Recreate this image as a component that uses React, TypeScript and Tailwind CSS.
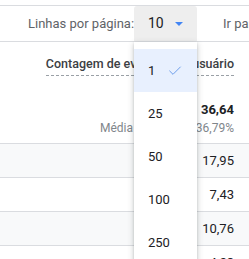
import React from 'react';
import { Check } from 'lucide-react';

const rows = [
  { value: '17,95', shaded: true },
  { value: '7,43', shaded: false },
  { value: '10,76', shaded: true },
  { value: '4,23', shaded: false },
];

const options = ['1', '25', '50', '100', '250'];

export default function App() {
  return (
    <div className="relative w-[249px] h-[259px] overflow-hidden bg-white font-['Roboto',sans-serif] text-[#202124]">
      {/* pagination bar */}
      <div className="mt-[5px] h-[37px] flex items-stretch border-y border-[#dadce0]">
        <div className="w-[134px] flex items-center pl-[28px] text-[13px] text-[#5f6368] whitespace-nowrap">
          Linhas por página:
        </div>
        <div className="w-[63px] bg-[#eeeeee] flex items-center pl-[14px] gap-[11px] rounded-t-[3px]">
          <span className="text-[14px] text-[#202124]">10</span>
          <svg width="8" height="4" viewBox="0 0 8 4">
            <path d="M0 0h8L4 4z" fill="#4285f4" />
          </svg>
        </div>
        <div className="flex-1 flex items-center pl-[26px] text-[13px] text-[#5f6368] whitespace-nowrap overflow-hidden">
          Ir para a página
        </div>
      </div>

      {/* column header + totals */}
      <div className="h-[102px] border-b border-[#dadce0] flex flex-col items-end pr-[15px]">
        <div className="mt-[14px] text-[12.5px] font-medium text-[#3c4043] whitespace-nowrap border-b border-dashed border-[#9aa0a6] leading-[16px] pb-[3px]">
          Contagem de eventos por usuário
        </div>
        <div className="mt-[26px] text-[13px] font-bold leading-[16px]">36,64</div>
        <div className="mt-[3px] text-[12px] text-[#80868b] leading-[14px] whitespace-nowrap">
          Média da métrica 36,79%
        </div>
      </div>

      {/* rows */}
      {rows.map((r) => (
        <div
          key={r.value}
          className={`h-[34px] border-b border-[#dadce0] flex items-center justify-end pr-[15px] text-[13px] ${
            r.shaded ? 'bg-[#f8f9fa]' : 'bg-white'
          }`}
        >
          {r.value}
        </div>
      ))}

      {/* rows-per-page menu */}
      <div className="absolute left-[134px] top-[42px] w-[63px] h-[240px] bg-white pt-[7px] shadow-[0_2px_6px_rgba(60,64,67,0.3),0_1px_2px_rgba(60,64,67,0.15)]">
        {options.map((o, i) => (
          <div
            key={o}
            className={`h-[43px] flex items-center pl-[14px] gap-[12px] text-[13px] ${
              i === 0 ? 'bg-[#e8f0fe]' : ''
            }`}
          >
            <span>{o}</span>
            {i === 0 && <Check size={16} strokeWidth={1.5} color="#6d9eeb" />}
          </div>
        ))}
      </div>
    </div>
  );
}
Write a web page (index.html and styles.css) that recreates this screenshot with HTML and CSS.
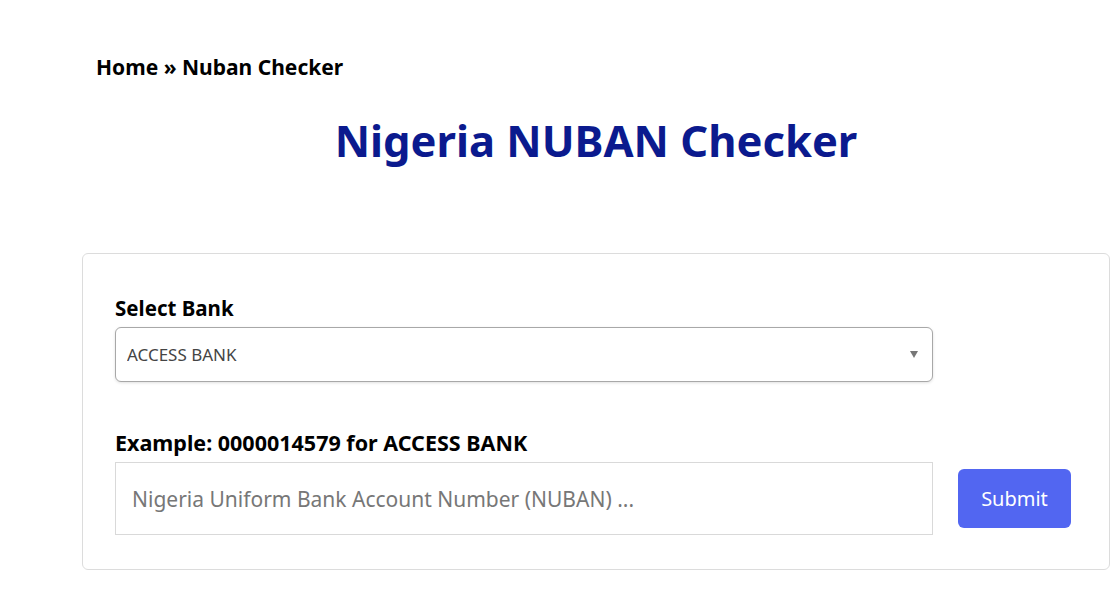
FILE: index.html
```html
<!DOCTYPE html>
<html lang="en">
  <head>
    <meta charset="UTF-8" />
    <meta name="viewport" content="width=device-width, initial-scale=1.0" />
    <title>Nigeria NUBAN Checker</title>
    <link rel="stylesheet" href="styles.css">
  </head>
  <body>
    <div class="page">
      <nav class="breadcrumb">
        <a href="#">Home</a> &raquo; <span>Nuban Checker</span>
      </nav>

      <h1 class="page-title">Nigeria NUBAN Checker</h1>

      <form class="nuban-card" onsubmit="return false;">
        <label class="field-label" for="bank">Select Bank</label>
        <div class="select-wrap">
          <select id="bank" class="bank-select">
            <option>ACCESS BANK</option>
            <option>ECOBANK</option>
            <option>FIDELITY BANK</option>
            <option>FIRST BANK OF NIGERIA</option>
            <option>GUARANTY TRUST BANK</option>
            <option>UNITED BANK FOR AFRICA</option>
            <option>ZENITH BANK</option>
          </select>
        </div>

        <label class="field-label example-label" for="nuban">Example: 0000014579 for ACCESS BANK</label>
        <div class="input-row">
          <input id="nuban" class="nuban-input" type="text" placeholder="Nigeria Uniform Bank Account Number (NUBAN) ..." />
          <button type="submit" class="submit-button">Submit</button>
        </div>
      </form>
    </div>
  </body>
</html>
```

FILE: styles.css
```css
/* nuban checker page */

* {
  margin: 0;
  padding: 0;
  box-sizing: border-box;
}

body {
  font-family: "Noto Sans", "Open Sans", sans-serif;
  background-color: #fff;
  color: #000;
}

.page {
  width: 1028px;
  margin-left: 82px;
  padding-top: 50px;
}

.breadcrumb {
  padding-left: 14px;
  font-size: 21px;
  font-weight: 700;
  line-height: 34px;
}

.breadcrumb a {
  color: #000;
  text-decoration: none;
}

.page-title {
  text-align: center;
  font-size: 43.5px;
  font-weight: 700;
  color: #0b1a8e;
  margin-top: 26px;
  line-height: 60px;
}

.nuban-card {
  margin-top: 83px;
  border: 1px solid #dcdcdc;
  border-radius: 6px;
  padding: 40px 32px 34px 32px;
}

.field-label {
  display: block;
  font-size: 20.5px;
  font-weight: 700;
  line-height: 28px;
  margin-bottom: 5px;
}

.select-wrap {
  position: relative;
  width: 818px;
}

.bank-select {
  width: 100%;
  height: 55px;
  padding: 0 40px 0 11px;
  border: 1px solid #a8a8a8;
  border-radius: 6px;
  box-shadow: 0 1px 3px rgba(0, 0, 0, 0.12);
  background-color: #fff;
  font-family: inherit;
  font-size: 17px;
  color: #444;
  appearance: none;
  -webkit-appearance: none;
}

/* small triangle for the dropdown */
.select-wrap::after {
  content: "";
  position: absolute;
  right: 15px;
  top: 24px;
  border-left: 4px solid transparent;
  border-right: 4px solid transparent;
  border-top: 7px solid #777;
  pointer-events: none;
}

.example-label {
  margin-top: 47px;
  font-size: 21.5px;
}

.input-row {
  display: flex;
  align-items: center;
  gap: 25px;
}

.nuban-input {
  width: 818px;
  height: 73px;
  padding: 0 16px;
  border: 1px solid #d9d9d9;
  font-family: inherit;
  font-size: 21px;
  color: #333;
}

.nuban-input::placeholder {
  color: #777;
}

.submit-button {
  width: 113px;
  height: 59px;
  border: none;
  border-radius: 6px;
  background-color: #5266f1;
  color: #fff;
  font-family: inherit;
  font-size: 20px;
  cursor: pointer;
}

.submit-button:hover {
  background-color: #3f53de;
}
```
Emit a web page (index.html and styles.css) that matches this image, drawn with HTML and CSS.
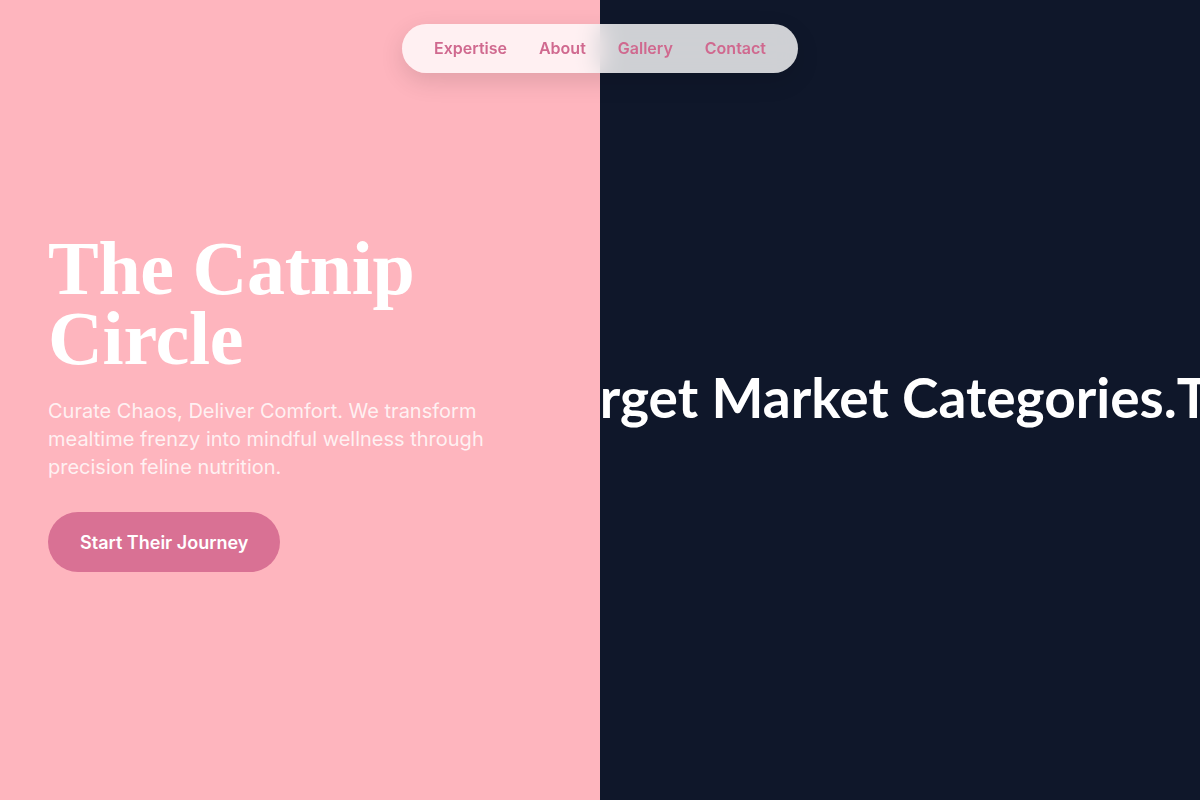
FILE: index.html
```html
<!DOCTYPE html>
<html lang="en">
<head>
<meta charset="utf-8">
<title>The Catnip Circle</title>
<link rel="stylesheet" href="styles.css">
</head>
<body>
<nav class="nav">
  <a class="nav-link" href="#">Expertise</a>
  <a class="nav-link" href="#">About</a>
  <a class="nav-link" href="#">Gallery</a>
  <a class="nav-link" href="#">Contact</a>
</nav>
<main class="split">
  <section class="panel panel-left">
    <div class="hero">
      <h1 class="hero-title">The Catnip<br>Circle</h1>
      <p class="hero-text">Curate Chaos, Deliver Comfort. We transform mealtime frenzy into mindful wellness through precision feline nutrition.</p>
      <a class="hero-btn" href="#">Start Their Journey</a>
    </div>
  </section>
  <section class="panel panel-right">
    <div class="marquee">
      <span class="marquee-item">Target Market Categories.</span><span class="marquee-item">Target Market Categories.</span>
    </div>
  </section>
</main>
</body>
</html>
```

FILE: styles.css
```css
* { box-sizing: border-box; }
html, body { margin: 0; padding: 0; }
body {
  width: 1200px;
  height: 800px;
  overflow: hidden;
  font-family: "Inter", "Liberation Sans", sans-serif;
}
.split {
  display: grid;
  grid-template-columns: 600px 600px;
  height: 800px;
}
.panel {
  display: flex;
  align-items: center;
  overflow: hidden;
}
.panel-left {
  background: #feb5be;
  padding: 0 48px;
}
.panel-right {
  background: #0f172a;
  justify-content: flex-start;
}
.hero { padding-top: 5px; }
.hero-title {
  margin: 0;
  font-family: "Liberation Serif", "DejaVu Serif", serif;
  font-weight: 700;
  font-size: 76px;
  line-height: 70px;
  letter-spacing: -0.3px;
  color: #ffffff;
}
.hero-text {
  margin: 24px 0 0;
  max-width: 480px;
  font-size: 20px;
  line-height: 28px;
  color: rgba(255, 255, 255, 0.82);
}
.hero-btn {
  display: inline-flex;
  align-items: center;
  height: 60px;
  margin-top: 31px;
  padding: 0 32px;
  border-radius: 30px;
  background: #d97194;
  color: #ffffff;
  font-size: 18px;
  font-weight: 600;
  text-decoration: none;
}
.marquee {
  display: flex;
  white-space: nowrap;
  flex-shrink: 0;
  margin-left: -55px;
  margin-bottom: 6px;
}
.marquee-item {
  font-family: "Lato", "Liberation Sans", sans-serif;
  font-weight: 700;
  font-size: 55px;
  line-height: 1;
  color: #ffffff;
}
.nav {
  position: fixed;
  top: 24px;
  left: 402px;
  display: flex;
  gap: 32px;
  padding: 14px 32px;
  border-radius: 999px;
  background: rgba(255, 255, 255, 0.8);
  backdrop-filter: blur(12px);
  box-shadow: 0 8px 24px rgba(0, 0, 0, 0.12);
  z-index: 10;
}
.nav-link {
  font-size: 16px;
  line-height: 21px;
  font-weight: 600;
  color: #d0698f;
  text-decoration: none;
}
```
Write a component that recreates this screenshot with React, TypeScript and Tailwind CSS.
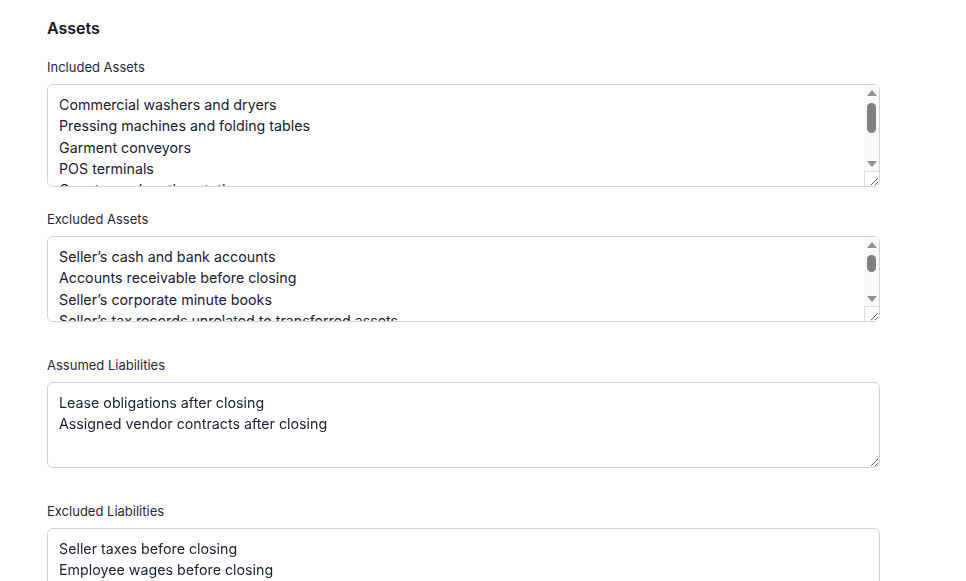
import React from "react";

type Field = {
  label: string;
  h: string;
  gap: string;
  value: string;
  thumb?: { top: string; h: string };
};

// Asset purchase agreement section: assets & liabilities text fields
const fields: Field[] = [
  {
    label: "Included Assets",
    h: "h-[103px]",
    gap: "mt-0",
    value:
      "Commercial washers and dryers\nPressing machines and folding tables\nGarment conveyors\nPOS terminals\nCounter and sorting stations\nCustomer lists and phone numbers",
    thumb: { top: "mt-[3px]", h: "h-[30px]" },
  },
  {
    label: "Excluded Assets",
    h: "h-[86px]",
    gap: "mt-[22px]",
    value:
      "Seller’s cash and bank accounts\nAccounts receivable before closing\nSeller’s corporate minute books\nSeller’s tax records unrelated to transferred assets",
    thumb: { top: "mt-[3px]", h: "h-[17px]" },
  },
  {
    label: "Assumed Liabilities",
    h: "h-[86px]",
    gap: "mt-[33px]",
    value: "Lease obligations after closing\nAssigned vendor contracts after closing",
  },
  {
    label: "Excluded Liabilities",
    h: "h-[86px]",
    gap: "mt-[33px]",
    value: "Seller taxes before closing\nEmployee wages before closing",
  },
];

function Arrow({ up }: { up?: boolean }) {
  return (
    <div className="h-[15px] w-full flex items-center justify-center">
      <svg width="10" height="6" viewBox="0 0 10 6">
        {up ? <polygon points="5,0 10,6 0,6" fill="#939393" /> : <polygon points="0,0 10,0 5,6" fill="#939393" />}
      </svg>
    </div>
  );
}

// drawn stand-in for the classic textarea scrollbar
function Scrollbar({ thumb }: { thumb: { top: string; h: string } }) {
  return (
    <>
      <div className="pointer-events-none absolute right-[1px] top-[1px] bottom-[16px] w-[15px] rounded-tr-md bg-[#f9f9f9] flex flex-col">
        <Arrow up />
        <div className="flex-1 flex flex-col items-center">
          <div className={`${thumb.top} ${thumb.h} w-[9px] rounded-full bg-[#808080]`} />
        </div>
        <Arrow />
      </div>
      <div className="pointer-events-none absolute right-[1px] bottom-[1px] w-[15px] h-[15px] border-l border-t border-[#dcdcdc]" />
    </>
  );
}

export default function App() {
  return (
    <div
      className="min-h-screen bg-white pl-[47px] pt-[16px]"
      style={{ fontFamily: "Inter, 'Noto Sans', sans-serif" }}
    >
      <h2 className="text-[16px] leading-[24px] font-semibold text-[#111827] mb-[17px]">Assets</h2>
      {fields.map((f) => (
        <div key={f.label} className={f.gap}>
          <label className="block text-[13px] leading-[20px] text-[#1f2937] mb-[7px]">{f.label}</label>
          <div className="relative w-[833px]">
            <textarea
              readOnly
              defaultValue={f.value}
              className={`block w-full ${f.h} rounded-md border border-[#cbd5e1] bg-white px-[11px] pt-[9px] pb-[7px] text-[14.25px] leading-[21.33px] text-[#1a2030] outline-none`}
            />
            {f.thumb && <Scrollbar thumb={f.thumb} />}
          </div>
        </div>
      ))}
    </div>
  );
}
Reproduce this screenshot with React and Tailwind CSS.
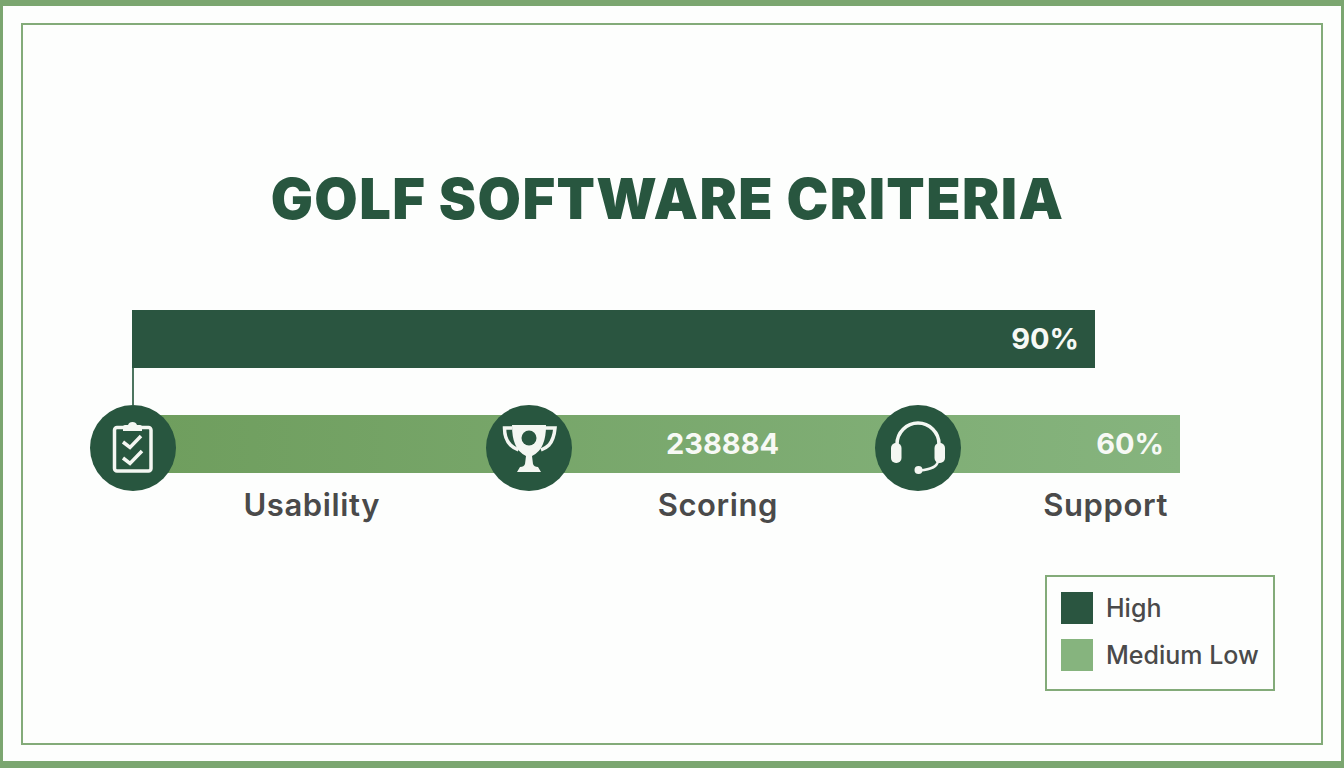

========================

Directive | Copy the records above exactly, from the first line through the line containing "const options = ['1', '25', '50', '100', '250'];", and leave out the pictures.

Output for this task |
Recreate this image as a component that uses React, TypeScript and Tailwind CSS.
import React from 'react';
import { Check } from 'lucide-react';

const rows = [
  { value: '17,95', shaded: true },
  { value: '7,43', shaded: false },
  { value: '10,76', shaded: true },
  { value: '4,23', shaded: false },
];

const options = ['1', '25', '50', '100', '250'];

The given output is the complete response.